Monsieur le Recteur n’en ignore pas l’auteur autant qu’il le laisse entendre. Trois jours avant son séminaire du 22 avril à l’IUFM, au dernier Conseil d’administration de ce même établissement, le 19 avril, je lui avais signalé l’inquiétude qu’avaient fait naître chez de nombreux enseignants martiniquais ses commentaires sur la situation dans l’Académie, publiés le 16 avril dans France-Antilles.
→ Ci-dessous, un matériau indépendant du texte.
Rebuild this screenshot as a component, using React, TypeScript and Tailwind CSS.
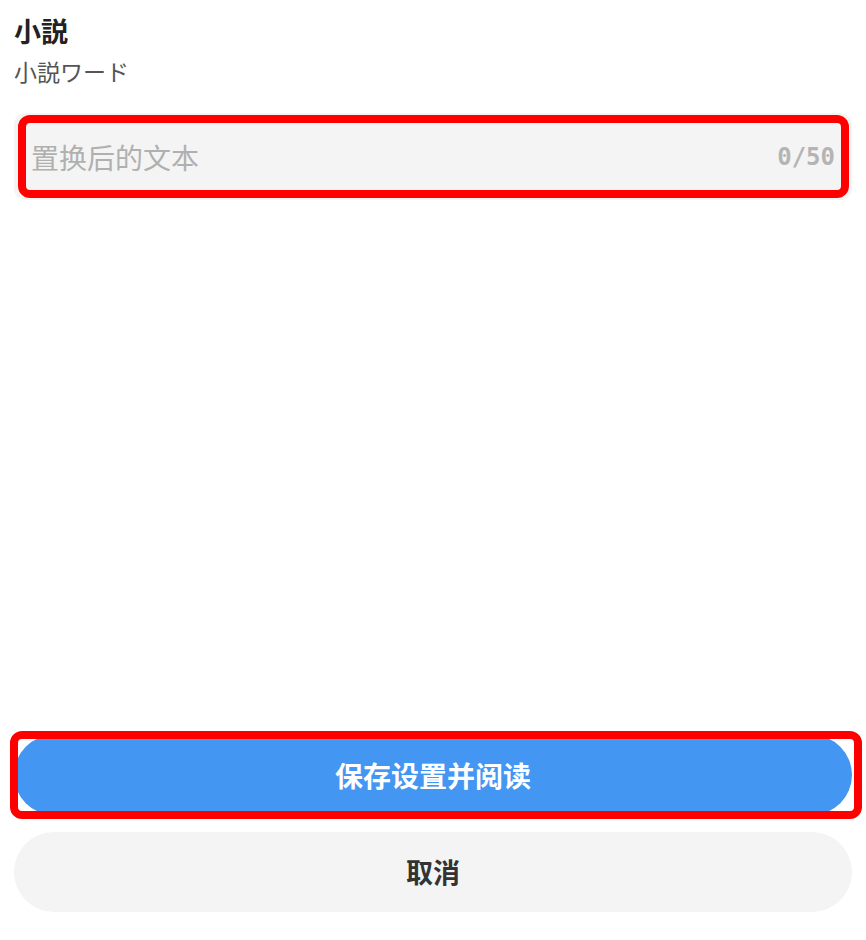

Nos enseignants ne sont évidemment pas fiers d’être à la fois les enfants gâtés du pouvoir, au 5e rang pour les moyens mis à la disposition de notre petite Académie, et les cancres du système, à l’avant-dernière place (29e/30) pour les résultats obtenus dans nos établissements. Ils ne croient cependant pas qu’il leur suffirait de « se mettre au travail » et d’adapter nos moyens aux dimensions de notre pays, c’est-à-dire de les réduire, pour en améliorer l’efficacité et porter les résultats de la Martinique au niveau de la moyenne nationale.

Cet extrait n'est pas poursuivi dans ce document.